Given task:
Copy out every line that contains "page".
○ ○ ○ ○
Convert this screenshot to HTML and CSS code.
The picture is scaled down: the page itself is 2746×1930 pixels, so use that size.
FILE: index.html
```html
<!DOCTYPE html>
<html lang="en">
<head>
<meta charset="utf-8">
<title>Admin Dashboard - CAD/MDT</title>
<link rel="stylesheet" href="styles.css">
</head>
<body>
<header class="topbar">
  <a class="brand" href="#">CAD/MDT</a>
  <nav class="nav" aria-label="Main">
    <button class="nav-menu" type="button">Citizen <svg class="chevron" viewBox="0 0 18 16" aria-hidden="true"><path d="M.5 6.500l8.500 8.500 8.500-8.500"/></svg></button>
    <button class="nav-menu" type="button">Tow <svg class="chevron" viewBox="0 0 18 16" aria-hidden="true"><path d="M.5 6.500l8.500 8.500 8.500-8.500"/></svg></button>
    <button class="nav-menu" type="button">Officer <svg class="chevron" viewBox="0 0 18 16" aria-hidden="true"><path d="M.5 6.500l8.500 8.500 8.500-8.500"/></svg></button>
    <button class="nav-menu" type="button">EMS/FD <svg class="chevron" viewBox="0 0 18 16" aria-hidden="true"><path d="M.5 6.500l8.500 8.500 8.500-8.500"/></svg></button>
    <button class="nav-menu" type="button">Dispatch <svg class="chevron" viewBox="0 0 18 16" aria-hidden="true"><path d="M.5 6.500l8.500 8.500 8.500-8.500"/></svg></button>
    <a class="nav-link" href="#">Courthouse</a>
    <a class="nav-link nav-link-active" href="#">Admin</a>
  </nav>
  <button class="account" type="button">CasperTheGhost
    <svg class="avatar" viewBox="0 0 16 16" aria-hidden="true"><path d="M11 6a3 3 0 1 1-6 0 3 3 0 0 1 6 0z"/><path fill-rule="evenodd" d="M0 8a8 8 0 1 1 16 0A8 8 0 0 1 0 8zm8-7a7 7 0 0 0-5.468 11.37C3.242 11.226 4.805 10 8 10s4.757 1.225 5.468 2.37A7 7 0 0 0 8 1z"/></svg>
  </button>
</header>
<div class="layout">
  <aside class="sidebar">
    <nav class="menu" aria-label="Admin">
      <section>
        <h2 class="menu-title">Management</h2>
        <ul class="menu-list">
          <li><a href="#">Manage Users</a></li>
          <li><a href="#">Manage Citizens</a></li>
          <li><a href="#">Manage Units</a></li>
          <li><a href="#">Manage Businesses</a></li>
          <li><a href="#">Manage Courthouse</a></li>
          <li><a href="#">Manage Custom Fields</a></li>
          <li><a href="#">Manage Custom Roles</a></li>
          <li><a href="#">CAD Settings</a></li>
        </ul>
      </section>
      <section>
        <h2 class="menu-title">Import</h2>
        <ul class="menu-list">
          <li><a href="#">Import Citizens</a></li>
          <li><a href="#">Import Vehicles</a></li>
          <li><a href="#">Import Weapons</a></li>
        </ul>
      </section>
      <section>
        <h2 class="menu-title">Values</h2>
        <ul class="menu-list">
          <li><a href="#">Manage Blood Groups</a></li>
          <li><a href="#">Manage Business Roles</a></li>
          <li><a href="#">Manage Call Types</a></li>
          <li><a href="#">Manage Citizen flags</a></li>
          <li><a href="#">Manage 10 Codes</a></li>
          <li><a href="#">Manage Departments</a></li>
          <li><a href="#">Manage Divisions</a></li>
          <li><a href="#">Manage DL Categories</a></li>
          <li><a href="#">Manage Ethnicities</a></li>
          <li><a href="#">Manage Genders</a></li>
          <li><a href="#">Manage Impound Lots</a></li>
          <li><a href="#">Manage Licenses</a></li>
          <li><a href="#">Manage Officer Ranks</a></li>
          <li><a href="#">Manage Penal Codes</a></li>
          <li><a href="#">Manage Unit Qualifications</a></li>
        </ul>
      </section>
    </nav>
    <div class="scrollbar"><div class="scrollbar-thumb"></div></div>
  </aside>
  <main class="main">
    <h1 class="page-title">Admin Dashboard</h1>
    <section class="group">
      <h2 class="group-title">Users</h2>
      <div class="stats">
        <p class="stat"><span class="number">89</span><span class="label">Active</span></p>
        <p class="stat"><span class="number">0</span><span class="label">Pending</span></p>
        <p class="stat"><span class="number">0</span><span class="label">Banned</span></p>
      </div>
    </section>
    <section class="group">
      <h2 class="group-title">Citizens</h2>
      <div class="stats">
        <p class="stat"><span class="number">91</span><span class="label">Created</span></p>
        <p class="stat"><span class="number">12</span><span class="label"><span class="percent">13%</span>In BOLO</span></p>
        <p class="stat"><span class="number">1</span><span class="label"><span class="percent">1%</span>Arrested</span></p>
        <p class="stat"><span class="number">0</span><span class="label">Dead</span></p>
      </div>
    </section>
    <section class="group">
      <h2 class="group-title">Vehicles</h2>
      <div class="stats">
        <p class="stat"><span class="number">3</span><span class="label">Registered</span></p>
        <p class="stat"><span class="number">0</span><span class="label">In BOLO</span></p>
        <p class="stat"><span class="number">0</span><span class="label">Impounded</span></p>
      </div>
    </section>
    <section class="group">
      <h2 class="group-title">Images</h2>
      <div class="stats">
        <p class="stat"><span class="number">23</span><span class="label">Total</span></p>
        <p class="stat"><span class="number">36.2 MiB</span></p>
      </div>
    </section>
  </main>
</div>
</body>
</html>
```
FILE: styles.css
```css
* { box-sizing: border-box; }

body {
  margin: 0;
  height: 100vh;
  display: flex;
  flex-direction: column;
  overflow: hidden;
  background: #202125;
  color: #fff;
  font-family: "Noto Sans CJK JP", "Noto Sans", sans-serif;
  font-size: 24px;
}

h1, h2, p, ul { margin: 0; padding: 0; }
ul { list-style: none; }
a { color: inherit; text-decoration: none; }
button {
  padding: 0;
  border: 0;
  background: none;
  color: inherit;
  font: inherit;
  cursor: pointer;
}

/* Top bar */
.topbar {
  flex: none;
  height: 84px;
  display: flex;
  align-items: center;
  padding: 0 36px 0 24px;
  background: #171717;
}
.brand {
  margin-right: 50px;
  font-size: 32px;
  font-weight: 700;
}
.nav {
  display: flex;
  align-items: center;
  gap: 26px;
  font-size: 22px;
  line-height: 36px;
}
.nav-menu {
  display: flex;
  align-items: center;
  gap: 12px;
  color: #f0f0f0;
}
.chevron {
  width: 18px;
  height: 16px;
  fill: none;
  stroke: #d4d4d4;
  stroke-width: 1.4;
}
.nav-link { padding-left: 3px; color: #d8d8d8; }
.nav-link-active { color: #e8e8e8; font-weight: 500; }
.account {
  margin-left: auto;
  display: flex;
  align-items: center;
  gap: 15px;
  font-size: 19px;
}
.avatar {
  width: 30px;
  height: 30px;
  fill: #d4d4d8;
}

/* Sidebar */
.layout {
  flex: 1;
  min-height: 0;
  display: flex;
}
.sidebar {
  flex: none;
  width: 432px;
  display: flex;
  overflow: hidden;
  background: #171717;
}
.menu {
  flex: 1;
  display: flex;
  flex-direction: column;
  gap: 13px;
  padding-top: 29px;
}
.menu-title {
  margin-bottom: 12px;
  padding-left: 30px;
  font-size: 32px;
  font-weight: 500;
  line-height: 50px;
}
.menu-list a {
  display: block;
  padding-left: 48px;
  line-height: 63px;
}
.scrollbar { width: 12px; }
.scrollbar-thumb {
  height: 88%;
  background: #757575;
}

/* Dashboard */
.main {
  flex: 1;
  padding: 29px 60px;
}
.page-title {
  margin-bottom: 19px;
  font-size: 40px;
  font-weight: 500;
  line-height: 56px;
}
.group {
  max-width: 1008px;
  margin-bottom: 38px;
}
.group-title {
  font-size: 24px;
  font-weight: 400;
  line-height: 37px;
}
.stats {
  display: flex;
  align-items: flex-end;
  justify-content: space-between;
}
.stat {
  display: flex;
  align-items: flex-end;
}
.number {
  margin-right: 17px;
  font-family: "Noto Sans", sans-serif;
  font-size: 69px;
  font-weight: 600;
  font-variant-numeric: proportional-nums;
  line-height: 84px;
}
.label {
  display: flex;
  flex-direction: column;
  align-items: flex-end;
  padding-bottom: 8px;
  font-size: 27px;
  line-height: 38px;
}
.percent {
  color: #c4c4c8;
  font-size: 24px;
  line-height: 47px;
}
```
○ ○ ○ ○
Solution below:
The picture is scaled down: the page itself is 2746×1930 pixels, so use that size.
    <h1 class="page-title">Admin Dashboard</h1>
.page-title {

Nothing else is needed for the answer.